Describe the input script and expected output, and explain how the expected output satisfies the required test.
One simple test is
move r0 a move b r0 move r0 c move d r0
The effect of this code is
b = a d = c
The first and second (and third and fourth) statements can't be combined because of data dependencies. The first and third statements can't be combined because they both write register 0 and combining them in a single compound statement would cause a conflict over the value written to register 0. Without register renaming the optimized code would be the same size as the input code.
However, renaming the register used in the first and second (or third and fourth) statements removes the conflict and allows the pairs to be combined:
move r0 a ; move r1 b move b r0 ; move d r1
std::remove(s, e, v) generic
algorithm is misnamed.
Because mutating generic algorithms can't change the size of a container,
std::remove() is misnamed because it can't remove anything; that is, it
can't decrease the size of a container by removing elements. For example:
std::vector<int> ivec(10, 3); std::remove(ivec.begin(), ivec.end(), 3); assert(ivec.size() == 10);
executes without error.
A lot of people answered this without providing a code sample. It's important that you, in addition to understanding the problem, actually do what the problem asks you to do.
a) for (C::iterator i = c.begin(); i != c.end(); i++)
c.erase(i)
b) C::iterator e = c.end()
while (c.begin() != e)
c.erase(c.begin());
What is the type of container C?
Loop a can never be correct, because the call to erase() invalidates
i, which makes the effect of i++ undefined. Loop b is correct as
long as erasing an element of c doesn't invalidate the iterator e.
This means C can't be a vector, but it could be a list.
a) string str2;
for (string::iterator cp = str1.begin(); cp != str1.end(); cp++)
str2 += *cp;
b) string str2;
for (string::iterator cp = str1.begin(); cp != str1.end(); cp++)
str2 = *cp + str2;
Make sure you clearly state your realistic assumptions.

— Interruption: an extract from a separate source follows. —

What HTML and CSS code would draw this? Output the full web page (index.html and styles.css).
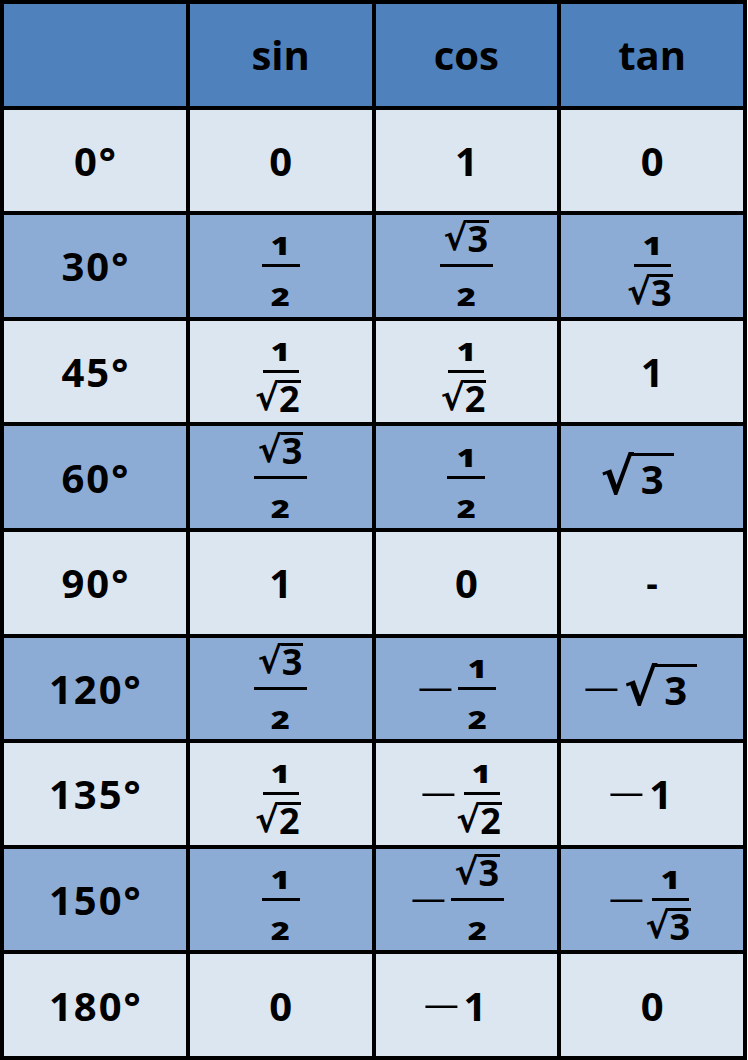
FILE: index.html
```html
<!DOCTYPE html>
<html lang="en">
<head>
<meta charset="utf-8">
<title>Trigonometric values</title>
<link rel="stylesheet" href="styles.css">
</head>
<body>
<div class="table">
  <div class="cell head"></div>
  <div class="cell head">sin</div>
  <div class="cell head">cos</div>
  <div class="cell head">tan</div>

  <div class="cell light deg">0°</div>
  <div class="cell light">0</div>
  <div class="cell light">1</div>
  <div class="cell light">0</div>

  <div class="cell dark deg">30°</div>
  <div class="cell dark"><span class="frac w38"><span class="num dg">1</span><span class="bar"></span><span class="den dg">2</span></span></div>
  <div class="cell dark"><span class="frac w53"><span class="num rad"><span class="sqrt"><span class="rs">√</span><span class="rc">3</span></span></span><span class="bar"></span><span class="den dg">2</span></span></div>
  <div class="cell dark"><span class="frac w37"><span class="num dg">1</span><span class="bar"></span><span class="den end"><span class="sqrt"><span class="rs">√</span><span class="rc">3</span></span></span></span></div>

  <div class="cell light deg">45°</div>
  <div class="cell light"><span class="frac w36"><span class="num dg">1</span><span class="bar"></span><span class="den end"><span class="sqrt"><span class="rs">√</span><span class="rc">2</span></span></span></span></div>
  <div class="cell light"><span class="frac w36"><span class="num dg">1</span><span class="bar"></span><span class="den end"><span class="sqrt"><span class="rs">√</span><span class="rc">2</span></span></span></span></div>
  <div class="cell light">1</div>

  <div class="cell dark deg">60°</div>
  <div class="cell dark"><span class="frac w53"><span class="num rad"><span class="sqrt"><span class="rs">√</span><span class="rc">3</span></span></span><span class="bar"></span><span class="den dg">2</span></span></div>
  <div class="cell dark"><span class="frac w38"><span class="num dg">1</span><span class="bar"></span><span class="den dg">2</span></span></div>
  <div class="cell dark nudge-l"><span class="sqrt big"><span class="rs">√</span><span class="rc">3</span></span></div>

  <div class="cell light deg">90°</div>
  <div class="cell light">1</div>
  <div class="cell light">0</div>
  <div class="cell light"><span class="dash">-</span></div>

  <div class="cell dark deg">120°</div>
  <div class="cell dark"><span class="frac w53"><span class="num rad"><span class="sqrt"><span class="rs">√</span><span class="rc">3</span></span></span><span class="bar"></span><span class="den dg">2</span></span></div>
  <div class="cell dark nudge-s"><span class="minus">−</span><span class="frac w38"><span class="num dg">1</span><span class="bar"></span><span class="den dg">2</span></span></div>
  <div class="cell dark nudge-m"><span class="minus">−</span><span class="sqrt big"><span class="rs">√</span><span class="rc">3</span></span></div>

  <div class="cell light deg">135°</div>
  <div class="cell light"><span class="frac w36"><span class="num dg">1</span><span class="bar"></span><span class="den end"><span class="sqrt"><span class="rs">√</span><span class="rc">2</span></span></span></span></div>
  <div class="cell light nudge-xs"><span class="minus wide">−</span><span class="frac w36"><span class="num dg">1</span><span class="bar"></span><span class="den end"><span class="sqrt"><span class="rs">√</span><span class="rc">2</span></span></span></span></div>
  <div class="cell light nudge-m"><span class="minus">−</span>1</div>

  <div class="cell dark deg">150°</div>
  <div class="cell dark"><span class="frac w38"><span class="num dg">1</span><span class="bar"></span><span class="den dg">2</span></span></div>
  <div class="cell dark nudge-s"><span class="minus">−</span><span class="frac w53"><span class="num rad"><span class="sqrt"><span class="rs">√</span><span class="rc">3</span></span></span><span class="bar"></span><span class="den dg">2</span></span></div>
  <div class="cell dark"><span class="minus wide">−</span><span class="frac w37"><span class="num dg">1</span><span class="bar"></span><span class="den end"><span class="sqrt"><span class="rs">√</span><span class="rc">3</span></span></span></span></div>

  <div class="cell light deg">180°</div>
  <div class="cell light">0</div>
  <div class="cell light nudge-m"><span class="minus">−</span>1</div>
  <div class="cell light">0</div>
</div>
</body>
</html>
```
FILE: styles.css
```css
html, body {
  margin: 0;
  padding: 0;
  background: #ffffff;
}

.table {
  box-sizing: border-box;
  width: 747px;
  height: 1060px;
  padding: 4px;
  gap: 4px;
  background: #000000;
  display: grid;
  grid-template-columns: repeat(4, 1fr);
  grid-template-rows: repeat(10, 1fr);
}

.cell {
  display: flex;
  align-items: center;
  justify-content: center;
  font-family: "Open Sans", "Noto Sans", sans-serif;
  font-weight: 700;
  font-size: 40px;
  color: #000000;
  min-width: 0;
  min-height: 0;
  box-sizing: border-box;
}

.deg { letter-spacing: 2px; padding-left: 2px; }

.head { background: #4f81bd; }
.dark { background: #8cacd6; }
.light { background: #dce6f1; }

.nudge-xs { padding-right: 6px; }
.nudge-s { padding-right: 12px; }
.nudge-m { padding-right: 17px; }
.nudge-l { padding-right: 30px; }

/* fractions */
.frac {
  display: inline-grid;
  grid-template-rows: 1fr auto 1fr;
  justify-items: center;
  line-height: 1;
}
.w36 { grid-template-columns: 36px; }
.w37 { grid-template-columns: 37px; }
.w38 { grid-template-columns: 38px; }
.w53 { grid-template-columns: 53px; }

.num, .den {
  font-size: 27px;
  line-height: 27px;
  white-space: nowrap;
}
.dg {
  font-size: 25px;
  line-height: 25px;
  font-weight: 800;
  transform: scaleX(1.3);
}
.num { align-self: end; margin-bottom: 5px; }
.num.dg { margin-bottom: 6px; }
.num.rad { margin-bottom: 8px; }
.den { align-self: start; margin-top: 17px; }
.den.end { justify-self: end; margin-top: 7px; margin-right: -2px; }

.bar {
  justify-self: stretch;
  height: 3px;
  background: #000000;
}

/* square roots */
.sqrt {
  display: inline-flex;
  align-items: flex-start;
  font-size: 36px;
  line-height: 32px;
}
.rs {
  font-family: "DejaVu Sans", sans-serif;
  font-weight: 700;
  line-height: 36px;
  margin-right: -1px;
}
.rc {
  border-top: 3px solid #000000;
  line-height: 32px;
  padding: 0 1px;
}

.sqrt.big { font-size: 40px; }
.big .rs { font-size: 50px; line-height: 50px; margin-top: -1px; }
.big .rc { line-height: 46px; padding: 0 10px 0 11px; margin-left: -3px; }

/* signs */
.minus {
  display: inline-block;
  font-weight: 400;
  font-size: 40px;
  transform: scaleX(1.7);
  margin-right: 11px;
}
.minus.wide { margin-right: 14px; }

.dash {
  font-size: 36px;
}
```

In loop a the calls to the iterator member functions take constant time. The
loop body, which appends a character to the end of a string, also takes
constant time if we ignore the need to resize the string, which we can do by
assuming that str2 is properly sized before starting the loop, most likely
by executing something like
str2.capacity(str1.size())
If you don't want to assume str2 is of proper size, then you have to make
a guess as to what the resizing (and subsequent copying) behavior. One
reasonable guess is a doubling from some initial size, say 1.
To finish out loop a, it performs O(n) iterations, where n is the
number of characters in str1. Under the simpler assumption of str2
being properly sized, loop a takes O(n)*O(1) = O(n) time to execute.
In loop b the loop overhead is the same as it was for a. However, the loop
body now takes O(n) times per iteration because it has to (in effect)
push all the characters currently in str2 to the right one to make room
for the new character (here we can reasonably assume that the temporary created
to hold the new string resulting from the catenation is properly sized, and so
there's only one copy done).
Loop b also iterates the same number of times as did loop a, for an overall
estimate of O(n)*O(n) = O(n2).
Given the asymptotic estimates, loop a is faster than is loop b.
As a sanity check, this graph
plots data generated by this program. The graph shows that 1) it more expensive to add a character to the beginning of a string than to the end, and 2) as the string size grows, the cost of adding a character to the beginning of a string grows more rapidly than does the cost of adding a character to the end of a string.